Teens: How to Get Help if Your Parent Struggles with Addiction


According to a 2012 report published in HealthDay, many teens and children live with a parent who is abusing drugs or alcohol. In fact, researchers say that in many homes, there is a caregiver who has an addiction. According to the Substance Abuse and Mental Health Services Administration (SAMHSA), there are approximately 7.5 million children and teens under the age of 18 who live with a parent who is struggling with alcohol abuse.


As you can imagine, the addiction of a parent can make a significant impact on the development of children and teens. In fact, over the years, experts have recognized patterns of development that occur within a family that includes addiction. For instance, certain roles develop among the children and the non-abusing parent. These patterns include powerlessness, enabling, caretaking, low self-worth, controlling, denial, poor communication, weak boundaries, anger, and lack of trust. In addition to having to overcome these dysfunctional patterns, teens and children who grow up in a home with addiction are likely to have relationship problems later in life. They might also be vulnerable to addiction as well as to mental illness.


Furthermore, families in which there is substance abuse are more likely to experience abuse or are at a higher risk of abuse. Families that have members who abuse either drugs or alcohol are more likely to also have a history of either physical or sexual abuse. The Child Welfare League of America (2001) recently found that substance abuse is present in 40-80 percent of families in which children are victims.


Now this doesn’t mean that you’re going to grow up and abuse your children. And it doesn’t mean that there is abuse in your family now. However, the relationship between abuse and addiction in families point to problems that can arise when there is addiction in a family. And you might have noticed that there are unhealthy patterns in your own family if one of your parents struggles with an addiction.


If you’d like to get help for yourself for your emotional and psychological well being, here are suggestions to consider:

Work with a therapist. You might have an adult  you trust (the non-abusing parent, a teacher, or school counselor) look for a therapist that specializes in addiction and families.

Attend A-Anon meetings. These are 12-step meetings for the family members of those who struggle with addiction. In fact, you might be able to find a teen Al-Anon group in your neighborhood.

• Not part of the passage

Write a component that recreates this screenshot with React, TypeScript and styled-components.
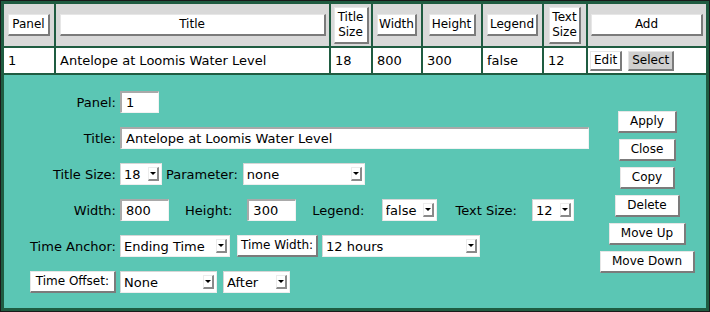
import React from "react";
import styled, { createGlobalStyle } from "styled-components";

const GREEN = "#1f5c41";
const TEAL = "#5bc6b4";
const HEAD = "#d9d9d9";

const Global = createGlobalStyle`
  html, body { margin: 0; padding: 0; background: #fff; }
  body {
    font-family: "DejaVu Sans", "Liberation Sans", sans-serif;
    font-size: 13px;
    color: #000;
  }
`;

const Frame = styled.div`
  box-sizing: border-box;
  width: 710px;
  height: 312px;
  border: 1px solid #1a1a1a;
  padding: 3px;
  background: ${GREEN};
`;

const Table = styled.div`
  display: grid;
  grid-template-columns: 50px 273px 40px 48px 58px 59px 42px 118px;
  grid-template-rows: 42px 25px 1fr;
  gap: 2px;
  height: 100%;
`;

const HeadCell = styled.div`
  background: ${HEAD};
  display: flex;
  align-items: center;
  justify-content: center;
`;

const DataCell = styled.div<{ $pl?: number }>`
  background: #fff;
  display: flex;
  align-items: center;
  padding-left: ${(p) => p.$pl ?? 4}px;
  gap: 6px;
  white-space: nowrap;
`;

const Btn = styled.button<{ $w?: number; $pressed?: boolean; $px?: number }>`
  box-sizing: border-box;
  flex-shrink: 0;
  font-family: inherit;
  font-size: 12px;
  line-height: 15px;
  color: #000;
  background: ${(p) => (p.$pressed ? "#cfcfcf" : "#fff")};
  border-style: solid;
  border-width: 1px 2px 2px 1px;
  border-color: #e6e6e6 #7b7b7b #7b7b7b #e6e6e6;
  padding: 2px ${(p) => p.$px ?? 3}px;
  margin: 0;
  white-space: nowrap;
  text-align: center;
  cursor: default;
  width: ${(p) => (p.$w ? `${p.$w}px` : "auto")};
`;

const HeadBtn = styled(Btn)`
  padding: 2px 0;
`;

const SmallBtn = styled(Btn)`
  padding: 1px 3px;
`;

const SideBtn = styled(Btn)`
  padding: 2px 11px;
`;

const FormBtn = styled(Btn)<{ $ml?: number; $mr?: number }>`
  margin-left: ${(p) => p.$ml ?? 0}px;
  margin-right: ${(p) => p.$mr ?? 0}px;
`;

const Detail = styled.div`
  grid-column: 1 / -1;
  background: ${TEAL};
  display: grid;
  grid-template-columns: 585px 1fr;
`;

const Form = styled.div`
  display: flex;
  flex-direction: column;
  gap: 14px;
  padding-top: 16px;
`;

const Row = styled.div`
  display: flex;
  align-items: center;
  height: 22px;
`;

const FieldLabel = styled.label`
  box-sizing: border-box;
  flex-shrink: 0;
  width: 116px;
  padding-right: 4px;
  display: flex;
  justify-content: flex-end;
  white-space: nowrap;
`;

const InlineLabel = styled.label<{ $ml?: number; $mr?: number }>`
  flex-shrink: 0;
  margin-left: ${(p) => p.$ml ?? 0}px;
  margin-right: ${(p) => p.$mr ?? 0}px;
  white-space: nowrap;
`;

const TextInput = styled.input<{ $w: number }>`
  box-sizing: border-box;
  flex-shrink: 0;
  width: ${(p) => p.$w}px;
  height: 22px;
  font-family: inherit;
  font-size: 13px;
  color: #000;
  background: #fff;
  border-style: solid;
  border-width: 2px 1px 1px 2px;
  border-color: #a9a9a9 #f2f2f2 #f2f2f2 #a9a9a9;
  padding: 0 4px;
  margin: 0;
  outline: none;
`;

const SelectBox = styled.div<{ $w: number; $ml?: number }>`
  box-sizing: border-box;
  flex-shrink: 0;
  width: ${(p) => p.$w}px;
  height: 22px;
  margin-left: ${(p) => p.$ml ?? 0}px;
  background: #fff;
  border-style: solid;
  border-width: 1px;
  border-color: #d6d6d6 #eeeeee #eeeeee #d6d6d6;
  display: flex;
  align-items: center;
`;

const NativeSelect = styled.select`
  appearance: none;
  -webkit-appearance: none;
  flex: 1;
  min-width: 0;
  border: none;
  background: transparent;
  font-family: inherit;
  font-size: 13px;
  color: #000;
  padding: 0 0 0 3px;
  margin: 0;
  outline: none;
`;

const Arrow = styled.span`
  box-sizing: border-box;
  width: 11px;
  height: 14px;
  margin-right: 2px;
  background: #fff;
  border-style: solid;
  border-width: 1px 2px 2px 1px;
  border-color: #ececec #8a8a8a #8a8a8a #ececec;
  display: flex;
  align-items: center;
  justify-content: center;
  &::after {
    content: "";
    width: 0;
    height: 0;
    border-left: 3px solid transparent;
    border-right: 3px solid transparent;
    border-top: 3px solid #000;
  }
`;

const Side = styled.div`
  display: flex;
  flex-direction: column;
  align-items: center;
  justify-content: center;
  gap: 6px;
`;

function Select({ w, ml, value }: { w: number; ml?: number; value: string }) {
  return (
    <SelectBox $w={w} $ml={ml}>
      <NativeSelect defaultValue={value}>
        <option value={value}>{value}</option>
      </NativeSelect>
      <Arrow />
    </SelectBox>
  );
}

export default function App() {
  return (
    <>
      <Global />
      <Frame>
        <Table>
          <HeadCell><HeadBtn $w={42}>Panel</HeadBtn></HeadCell>
          <HeadCell><HeadBtn $w={266}>Title</HeadBtn></HeadCell>
          <HeadCell><HeadBtn $w={35}>Title<br />Size</HeadBtn></HeadCell>
          <HeadCell><HeadBtn $w={40}>Width</HeadBtn></HeadCell>
          <HeadCell><HeadBtn $w={47}>Height</HeadBtn></HeadCell>
          <HeadCell><HeadBtn $w={51}>Legend</HeadBtn></HeadCell>
          <HeadCell><HeadBtn $w={32}>Text<br />Size</HeadBtn></HeadCell>
          <HeadCell><HeadBtn $w={112}>Add</HeadBtn></HeadCell>

          <DataCell>1</DataCell>
          <DataCell>Antelope at Loomis Water Level</DataCell>
          <DataCell>18</DataCell>
          <DataCell>800</DataCell>
          <DataCell>300</DataCell>
          <DataCell>false</DataCell>
          <DataCell>12</DataCell>
          <DataCell $pl={2}>
            <SmallBtn>Edit</SmallBtn>
            <SmallBtn $pressed>Select</SmallBtn>
          </DataCell>

          <Detail>
            <Form>
              <Row>
                <FieldLabel>Panel:</FieldLabel>
                <TextInput $w={39} defaultValue="1" />
              </Row>
              <Row>
                <FieldLabel>Title:</FieldLabel>
                <TextInput $w={469} defaultValue="Antelope at Loomis Water Level" />
              </Row>
              <Row>
                <FieldLabel>Title Size:</FieldLabel>
                <Select w={42} value="18" />
                <InlineLabel $ml={4} $mr={5}>Parameter:</InlineLabel>
                <Select w={122} value="none" />
              </Row>
              <Row>
                <FieldLabel>Width:</FieldLabel>
                <TextInput $w={49} defaultValue="800" />
                <InlineLabel $ml={16} $mr={15}>Height:</InlineLabel>
                <TextInput $w={49} defaultValue="300" />
                <InlineLabel $ml={16} $mr={17}>Legend:</InlineLabel>
                <Select w={55} value="false" />
                <InlineLabel $ml={19} $mr={15}>Text Size:</InlineLabel>
                <Select w={42} value="12" />
              </Row>
              <Row>
                <FieldLabel>Time Anchor:</FieldLabel>
                <Select w={110} value="Ending Time" />
                <FormBtn $ml={7} $mr={4} $px={3}>Time Width:</FormBtn>
                <Select w={158} value="12 hours" />
              </Row>
              <Row>
                <FieldLabel><FormBtn $px={5}>Time Offset:</FormBtn></FieldLabel>
                <Select w={97} value="None" />
                <Select w={67} ml={6} value="After" />
              </Row>
            </Form>
            <Side>
              <SideBtn>Apply</SideBtn>
              <SideBtn>Close</SideBtn>
              <SideBtn>Copy</SideBtn>
              <SideBtn>Delete</SideBtn>
              <SideBtn>Move Up</SideBtn>
              <SideBtn>Move Down</SideBtn>
            </Side>
          </Detail>
        </Table>
      </Frame>
    </>
  );
}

Participate in group therapy with other teens whose parents are addicts. Because approximately 10.5% of children and teens in America live with an addicted parent, you’re likely not the only teen who faces that challenge. A support group is like one-on-one therapy with a psychologist or therapist but you’re with others who are going through the same challenges. Support groups can help you feel like you’re not alone, give you feelings of hope and strength, and give you a community of other teens to rely on when you need it.


If you’re a teen struggling emotionally, psychologically, or academically because of an addicted parent, ask for help from an adult you trust! You don’t have to struggle alone!